What has AfD said about Islam and Nazism?. By the time of the 2017 election, which saw it enter the Bundestag for the first time with 12.6 per cent of the vote, AfD’s manifesto claimed that “Islam does not belong in Germany” and claimed that Germany’s Muslim population posed “a great danger to our state, our society and our system of values”.
At the same time, the party has shown sympathy for Germany’s Nazi past. Bjorn Hocke, AfD’s leader in the eastern state of Thuringia, has twice been fined by a court for using the banned slogan “Alles für Deutschland” (Everything for Germany) during public speeches, which was engraved on the daggers of Nazi SA Stormtroopers.
Mr Hocke, whose branch won in state elections last September – marking the first such far-right victory in post-war Germany – has also described Berlin’s Holocaust Memorial as “a monument of shame”, and has called for a “180-degree turn” in how Germany remembers its past.
Alexander Gauland, an AfD co-founder and former leader, has claimed that Germans should “have the right to be proud of the achievements of the German soldiers in two world wars”. The AfD’s rhetoric on immigration has also increasingly tested the boundaries of Germany’s post-war society.
Mass protests were triggered last January against the AfD amid calls from parliamentarians to ban the party, after a bombshell investigation exposed a secret meeting with far-right extremists in Potsdam to discuss the mass deportation of foreigners and “non-assimilated” Germans should the AfD win power.

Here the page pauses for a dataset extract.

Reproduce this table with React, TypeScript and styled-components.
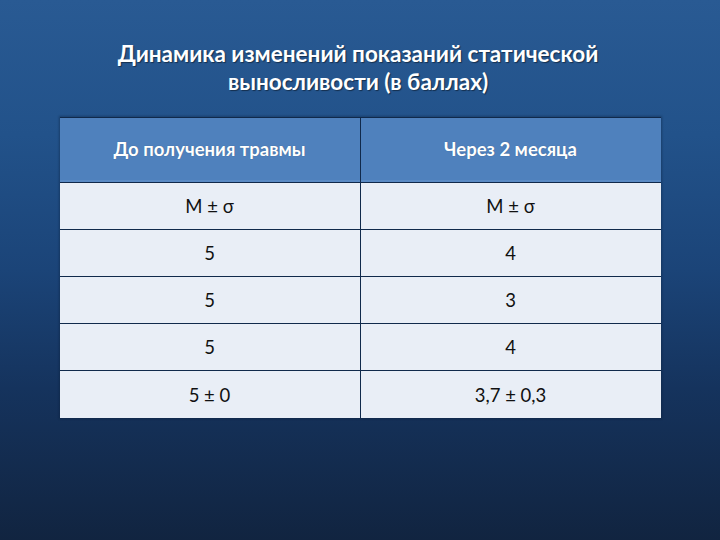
import React from "react";
import styled, { createGlobalStyle } from "styled-components";

const Global = createGlobalStyle`
  html, body { margin: 0; padding: 0; }
  body { width: 720px; height: 540px; overflow: hidden; }
`;

const Slide = styled.div`
  width: 720px;
  height: 540px;
  box-sizing: border-box;
  background: linear-gradient(180deg, #295a93 0%, #22528a 25%, #1b4478 50%, #15335d 72%, #112440 100%);
  display: flex;
  flex-direction: column;
  align-items: center;
  padding-top: 40px;
  font-family: Lato, "Open Sans", sans-serif;
`;

const Title = styled.h1`
  margin: 0;
  width: 640px;
  color: #ffffff;
  font-size: 22.5px;
  line-height: 28px;
  font-weight: 700;
  text-align: center;
  text-shadow: 1px 1px 1px rgba(0, 0, 0, 0.45);
  margin-left: -4px;
`;

const Table = styled.div`
  margin-top: 21px;
  width: 601px;
  display: grid;
  grid-template-columns: 301px 300px;
  border-top: 1px solid #10294b;
  box-shadow: 0 0 2px 1px rgba(10, 25, 50, 0.35);
`;

const HeadCell = styled.div<{ $last?: boolean }>`
  height: 65px;
  box-sizing: border-box;
  padding-bottom: 2px;
  background: #4f81bd;
  color: #ffffff;
  font-size: 18.5px;
  font-weight: 700;
  display: flex;
  align-items: center;
  justify-content: center;
  border-right: ${(p) => (p.$last ? "none" : "1px solid #10294b")};
  border-bottom: 1px solid #10294b;
  box-shadow: inset 0 -2px 0 #5a8ac4;
  text-shadow: 0 0 1px rgba(0, 0, 0, 0.3);
`;

const Cell = styled.div<{ $last?: boolean; $lastRow?: boolean }>`
  height: ${(p) => (p.$lastRow ? "47px" : "46px")};
  background: #e9eef6;
  color: #111111;
  font-size: 18.5px;
  display: flex;
  align-items: center;
  justify-content: center;
  border-right: ${(p) => (p.$last ? "none" : "1px solid #10294b")};
  border-bottom: ${(p) => (p.$lastRow ? "none" : "1px solid #10294b")};
`;

const rows: [string, string][] = [
  ["M ± σ", "M ± σ"],
  ["5", "4"],
  ["5", "3"],
  ["5", "4"],
  ["5 ± 0", "3,7 ± 0,3"],
];

export default function App() {
  return (
    <>
      <Global />
      <Slide>
        <Title>
          Динамика изменений показаний статической
          <br />
          выносливости (в баллах)
        </Title>
        <Table>
          <HeadCell>До получения травмы</HeadCell>
          <HeadCell $last>Через 2 месяца</HeadCell>
          {rows.map((r, i) => (
            <React.Fragment key={i}>
              <Cell $lastRow={i === rows.length - 1}>{r[0]}</Cell>
              <Cell $last $lastRow={i === rows.length - 1}>
                {r[1]}
              </Cell>
            </React.Fragment>
          ))}
        </Table>
      </Slide>
    </>
  );
}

But while AfD politicians initially denied the reports as a smear, the party began actively campaigning for “remigration” – the term reportedly used at the secret meeting – just weeks later. How has support for AfD grown?. “Remigration” has been central to the AfD’s recent election campaign, during which the party’s leader Alice Wiedel has been invited onto TV to take part in election debates for the first time, while their policies have increasingly been amplified on social media, including by X owner and increasingly vocal AfD backer Elon Musk.
Ms Wiedel, who is now the most followed political leader in Germany on Musk’s platform, has been widely described as presenting a palatable and unorthodox front for the AfD’s extreme views, given her background as a Goldman Sachs financial analyst and her sexual orientation as a lesbian. Despite this, AfD has become the loudest voice against LGBTQ+ rights in the Bundestag, even calling for the repeal same-sex marriage and adoption in 2017.
“Does that sound like Hitler to you? Come on!” Musk wrote of Ms Weidel’s background, as he endorsed the AfD in a December newspaper op-ed calling the party Germany’s “last spark of hope”. On the eve of the election, Der Spiegel’s Berlin office editor Marina Kormbaki noted that, “under Alice Weidel, the party has lost its horror for many voters, and Weidel's numerous TV appearances have accelerated the normalisation of the AfD”, which was set to benefit from a series of suspected terror attacks involving migrants.